━━ Data shown

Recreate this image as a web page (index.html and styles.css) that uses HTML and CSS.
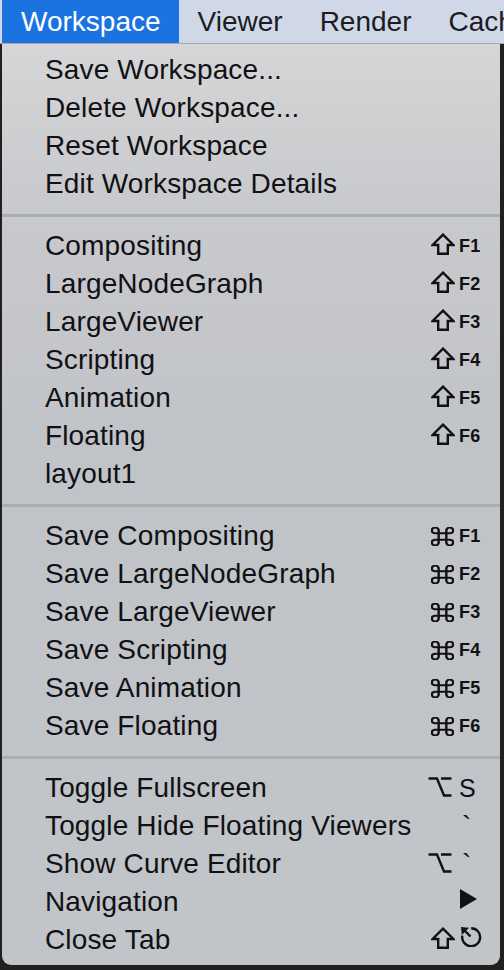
FILE: index.html
```html
<!DOCTYPE html>
<html>
<head>
<meta charset="utf-8">
<link rel="stylesheet" href="styles.css">
</head>
<body>
<div class="menubar">
  <div class="mb-item active">Workspace</div>
  <div class="mb-item">Viewer</div>
  <div class="mb-item">Render</div>
  <div class="mb-item">Cache</div>
</div>
<div class="menu">
  <div class="group">
    <div class="item"><span class="label">Save Workspace...</span></div>
    <div class="item"><span class="label">Delete Workspace...</span></div>
    <div class="item"><span class="label">Reset Workspace</span></div>
    <div class="item"><span class="label">Edit Workspace Details</span></div>
  </div>
  <div class="sep"></div>
  <div class="group">
    <div class="item"><span class="label">Compositing</span><span class="mod"><svg class="shift" viewBox="0 0 24 22"><path d="M12 1.6 L22.4 12 H16.8 V20.8 H7.2 V12 H1.6 Z" fill="none" stroke="#111" stroke-width="2.4" stroke-linejoin="miter"/></svg></span><span class="key">F1</span></div>
    <div class="item"><span class="label">LargeNodeGraph</span><span class="mod"><svg class="shift" viewBox="0 0 24 22"><path d="M12 1.6 L22.4 12 H16.8 V20.8 H7.2 V12 H1.6 Z" fill="none" stroke="#111" stroke-width="2.4"/></svg></span><span class="key">F2</span></div>
    <div class="item"><span class="label">LargeViewer</span><span class="mod"><svg class="shift" viewBox="0 0 24 22"><path d="M12 1.6 L22.4 12 H16.8 V20.8 H7.2 V12 H1.6 Z" fill="none" stroke="#111" stroke-width="2.4"/></svg></span><span class="key">F3</span></div>
    <div class="item"><span class="label">Scripting</span><span class="mod"><svg class="shift" viewBox="0 0 24 22"><path d="M12 1.6 L22.4 12 H16.8 V20.8 H7.2 V12 H1.6 Z" fill="none" stroke="#111" stroke-width="2.4"/></svg></span><span class="key">F4</span></div>
    <div class="item"><span class="label">Animation</span><span class="mod"><svg class="shift" viewBox="0 0 24 22"><path d="M12 1.6 L22.4 12 H16.8 V20.8 H7.2 V12 H1.6 Z" fill="none" stroke="#111" stroke-width="2.4"/></svg></span><span class="key">F5</span></div>
    <div class="item"><span class="label">Floating</span><span class="mod"><svg class="shift" viewBox="0 0 24 22"><path d="M12 1.6 L22.4 12 H16.8 V20.8 H7.2 V12 H1.6 Z" fill="none" stroke="#111" stroke-width="2.4"/></svg></span><span class="key">F6</span></div>
    <div class="item"><span class="label">layout1</span></div>
  </div>
  <div class="sep"></div>
  <div class="group">
    <div class="item"><span class="label">Save Compositing</span><span class="mod"><svg class="cmd" viewBox="0 0 24 24" preserveAspectRatio="none"><path d="M8 8 V4.4 A3.6 3.6 0 1 0 4.4 8 H19.6 A3.6 3.6 0 1 0 16 4.4 V19.6 A3.6 3.6 0 1 0 19.6 16 H4.4 A3.6 3.6 0 1 0 8 19.6 Z" fill="none" stroke="#111" stroke-width="2.5"/></svg></span><span class="key">F1</span></div>
    <div class="item"><span class="label">Save LargeNodeGraph</span><span class="mod"><svg class="cmd" viewBox="0 0 24 24" preserveAspectRatio="none"><path d="M8 8 V4.4 A3.6 3.6 0 1 0 4.4 8 H19.6 A3.6 3.6 0 1 0 16 4.4 V19.6 A3.6 3.6 0 1 0 19.6 16 H4.4 A3.6 3.6 0 1 0 8 19.6 Z" fill="none" stroke="#111" stroke-width="2.5"/></svg></span><span class="key">F2</span></div>
    <div class="item"><span class="label">Save LargeViewer</span><span class="mod"><svg class="cmd" viewBox="0 0 24 24" preserveAspectRatio="none"><path d="M8 8 V4.4 A3.6 3.6 0 1 0 4.4 8 H19.6 A3.6 3.6 0 1 0 16 4.4 V19.6 A3.6 3.6 0 1 0 19.6 16 H4.4 A3.6 3.6 0 1 0 8 19.6 Z" fill="none" stroke="#111" stroke-width="2.5"/></svg></span><span class="key">F3</span></div>
    <div class="item"><span class="label">Save Scripting</span><span class="mod"><svg class="cmd" viewBox="0 0 24 24" preserveAspectRatio="none"><path d="M8 8 V4.4 A3.6 3.6 0 1 0 4.4 8 H19.6 A3.6 3.6 0 1 0 16 4.4 V19.6 A3.6 3.6 0 1 0 19.6 16 H4.4 A3.6 3.6 0 1 0 8 19.6 Z" fill="none" stroke="#111" stroke-width="2.5"/></svg></span><span class="key">F4</span></div>
    <div class="item"><span class="label">Save Animation</span><span class="mod"><svg class="cmd" viewBox="0 0 24 24" preserveAspectRatio="none"><path d="M8 8 V4.4 A3.6 3.6 0 1 0 4.4 8 H19.6 A3.6 3.6 0 1 0 16 4.4 V19.6 A3.6 3.6 0 1 0 19.6 16 H4.4 A3.6 3.6 0 1 0 8 19.6 Z" fill="none" stroke="#111" stroke-width="2.5"/></svg></span><span class="key">F5</span></div>
    <div class="item"><span class="label">Save Floating</span><span class="mod"><svg class="cmd" viewBox="0 0 24 24" preserveAspectRatio="none"><path d="M8 8 V4.4 A3.6 3.6 0 1 0 4.4 8 H19.6 A3.6 3.6 0 1 0 16 4.4 V19.6 A3.6 3.6 0 1 0 19.6 16 H4.4 A3.6 3.6 0 1 0 8 19.6 Z" fill="none" stroke="#111" stroke-width="2.5"/></svg></span><span class="key">F6</span></div>
  </div>
  <div class="sep"></div>
  <div class="group">
    <div class="item"><span class="label">Toggle Fullscreen</span><span class="mod"><svg class="opt" viewBox="0 0 24 20"><path d="M0.5 1.5 H9 L16 18.5 H23.5 M13 1.5 H23.5" fill="none" stroke="#111" stroke-width="2.4"/></svg></span><span class="key big">S</span></div>
    <div class="item"><span class="label">Toggle Hide Floating Viewers</span><span class="mod"></span><span class="key tick">`</span></div>
    <div class="item"><span class="label">Show Curve Editor</span><span class="mod"><svg class="opt" viewBox="0 0 24 20"><path d="M0.5 1.5 H9 L16 18.5 H23.5 M13 1.5 H23.5" fill="none" stroke="#111" stroke-width="2.4"/></svg></span><span class="key tick">`</span></div>
    <div class="item"><span class="label">Navigation</span><span class="mod"></span><span class="key"><svg class="tri" viewBox="0 0 17 20"><path d="M0 0 L17 10 L0 20 Z" fill="#111"/></svg></span></div>
    <div class="item"><span class="label">Close Tab</span><span class="mod"><svg class="shift" viewBox="0 0 24 22"><path d="M12 1.6 L22.4 12 H16.8 V20.8 H7.2 V12 H1.6 Z" fill="none" stroke="#111" stroke-width="2.4"/></svg></span><span class="key"><svg class="esc" viewBox="0 0 24 22"><path d="M12.2 3.2 A9 9 0 1 1 3.3 10.6" fill="none" stroke="#111" stroke-width="2.4"/><path d="M4.5 4.5 L11.5 11.5" stroke="#111" stroke-width="2.4"/><path d="M2 2 L10 2.8 L2.8 10 Z" fill="#111"/></svg></span></div>
  </div>
</div>
</body>
</html>
```
FILE: styles.css
```css
* { box-sizing: border-box; }
html, body { margin: 0; padding: 0; }
body {
  width: 504px;
  height: 970px;
  background: #202021;
  overflow: hidden;
  font-family: "Liberation Sans", Arial, sans-serif;
  color: #111114;
}
.menubar {
  height: 44px;
  background: #d0d8e7;
  border-bottom: 1px solid #a3a9b4;
  display: flex;
  align-items: stretch;
  padding-left: 2px;
  white-space: nowrap;
  overflow: hidden;
}
.mb-item {
  font-size: 28px;
  padding: 0 18px 0 19px;
  display: flex;
  align-items: center;
  color: #1b1c24;
  flex-shrink: 0;
}
.mb-item.active {
  background: #1b73e2;
  color: #ffffff;
}
.menu {
  margin-left: 2px;
  width: 498px;
  height: 921px;
  background: linear-gradient(#d6d6d8 0px, #c9cacd 150px, #c0c3c8 400px, #c1c4c9 100%);
  border-radius: 0 0 9px 9px;
  padding: 7px 0 6px 0;
}
.item {
  height: 38px;
  line-height: 38px;
  display: grid;
  grid-template-columns: 1fr 27px 29px;
  padding: 0 14px 0 43px;
  font-size: 28px;
  letter-spacing: 0.15px;
  white-space: nowrap;
}
.label { display: block; }
.mod {
  display: block;
  height: 38px;
  line-height: 38px;
}
.key {
  display: block;
  height: 38px;
  line-height: 38px;
  font-size: 18px;
  font-weight: 700;
  letter-spacing: 0.3px;
  padding-left: 2px;
}
.shift { width: 24px; height: 22px; margin-left: 1px; vertical-align: baseline; }
.cmd { width: 23px; height: 19px; margin-left: 1px; vertical-align: -1px; }
.opt { width: 24px; height: 20px; margin-left: -2px; vertical-align: baseline; }
.key.big { font-size: 25px; font-weight: 400; letter-spacing: 0; }
.key.tick { font-size: 28px; font-weight: 400; padding-left: 5px; }
.tri { width: 17px; height: 20px; margin-left: 1px; vertical-align: -1px; }
.esc { width: 24px; height: 22px; margin-left: 0; vertical-align: -1px; }
.sep {
  height: 24px;
  display: flex;
  align-items: center;
}
.sep::before {
  content: "";
  display: block;
  width: 100%;
  height: 3px;
  background: #aaadb2;
}
```
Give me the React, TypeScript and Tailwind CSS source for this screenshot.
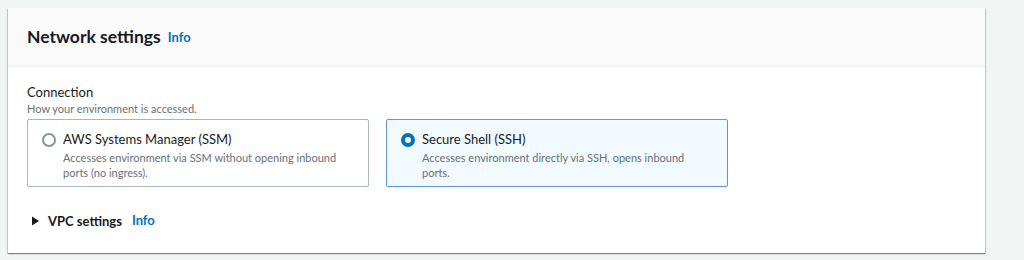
import React from "react";

type Option = {
  key: string;
  title: string;
  description: string;
  selected: boolean;
};

const OPTIONS: Option[] = [
  {
    key: "ssm",
    title: "AWS Systems Manager (SSM)",
    description: "Accesses environment via SSM without opening inbound ports (no ingress).",
    selected: false,
  },
  {
    key: "ssh",
    title: "Secure Shell (SSH)",
    description: "Accesses environment directly via SSH, opens inbound ports.",
    selected: true,
  },
];

function Radio({ checked }: { checked: boolean }) {
  return checked ? (
    <span className="mt-[5px] box-border block h-[14px] w-[14px] shrink-0 rounded-full border-[4px] border-[#0073bb] bg-white" />
  ) : (
    <span className="mt-[5px] box-border block h-[14px] w-[14px] shrink-0 rounded-full border-2 border-[#879596] bg-white" />
  );
}

function RadioCard({ option }: { option: Option }) {
  return (
    <div
      className={`flex h-[68px] w-[342px] gap-[7px] rounded-[2px] border pl-[14px] pr-[16px] pt-[8px] ${
        option.selected
          ? "border-[#5b9bd5] bg-[#f1faff]"
          : "border-[#aab7b8] bg-white"
      }`}
    >
      <Radio checked={option.selected} />
      <div>
        <div className="text-[13px] leading-[22px] text-[#16191f]">{option.title}</div>
        <div className="text-[11px] leading-[15px] text-[#687078]">{option.description}</div>
      </div>
    </div>
  );
}

export default function App() {
  return (
    <div className="h-[260px] w-[1024px] bg-[#f2f3f3] px-[8px] pt-[8px] font-['Lato',sans-serif]">
      <div className="w-[977px] bg-white shadow-[0_1px_1px_0_rgba(0,28,36,0.3),1px_1px_1px_0_rgba(0,28,36,0.15),-1px_1px_1px_0_rgba(0,28,36,0.15)]">
        <div className="flex h-[59px] items-center gap-[7px] border-b border-[#eaeded] bg-[#fafafa] px-[19px]">
          <h2 className="text-[17.5px] font-bold leading-[22px] text-[#16191f]">Network settings</h2>
          <a className="pt-[2px] text-[13px] font-bold text-[#0073bb]">Info</a>
        </div>
        <div className="px-[19px] pb-[22px] pt-[16px]">
          <div className="text-[13px] leading-[18px] text-[#16191f]">Connection</div>
          <div className="text-[11px] leading-[16px] text-[#687078]">How your environment is accessed.</div>
          <div className="mt-[2px] flex gap-[17px]">
            {OPTIONS.map((option) => (
              <RadioCard key={option.key} option={option} />
            ))}
          </div>
          <div className="mt-[24px] flex items-center gap-[9px] pl-[5px]">
            <svg width="7" height="10" viewBox="0 0 7 10" aria-hidden>
              <path d="M0 0.5 L7 5 L0 9.5 Z" fill="#16191f" />
            </svg>
            <span className="text-[13px] font-bold leading-[20px] text-[#16191f]">VPC settings</span>
            <a className="ml-[1px] text-[13px] font-bold text-[#0073bb]">Info</a>
          </div>
        </div>
      </div>
    </div>
  );
}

━━━━

▶ Work instructions:
Determine how many lines of the listing above hold the word "styles". Report that number without anything else.

▶ Solution for this exercise:
3